5. A compliance examination has been conducted by the FATF mission that visited China in September 2008 on the implementation of the new Rules for the whole financial sector, including the banking, insurance and securities institutions.

Preventive Measures – DNFBP

6. R.12, 16 and 24: The AML Joint-ministerial Conference held in November 2007 decided to implement AML/CFT measures in some of the DNFBPs. A work plan has been worked out in this regard; one or two sectors of DNFBPs would be covered in each year from then on. Initial progress has been made in the lottery sellers and real estate sector.

Others

7. SR.III: The LAC/NPC is currently studying the PBC’s proposal of setting up procedures or mechanism on freezing of funds used for terrorist financing. A workshop on this matter was held in October 2008, during which representatives from the LAC/NPC and some international organizations exchanged their opinions.
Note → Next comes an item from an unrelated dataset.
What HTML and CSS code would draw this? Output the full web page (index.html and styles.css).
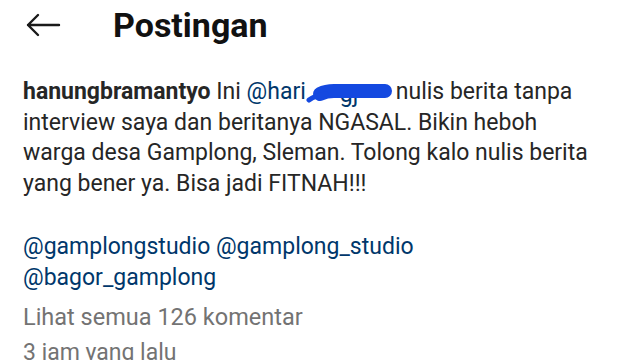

8. SR.IX: Consultation among the PBC, State Administration of Foreign Exchange (SAFE) and General Administration of Customs (GAC) concerning establishing a declaration/disclosure system for bearer negotiable instruments is still ongoing.

III. CONCLUSIONS

9. Since the mutual evaluation China has made significant progress on the main FATF Recommendations (but not all of the criteria of these Recommendations). In this regard, it seems relevant to consider withdrawing China from the enhanced follow-up process and ask China to present the next follow-up report to the 11th EAG Plenary meeting.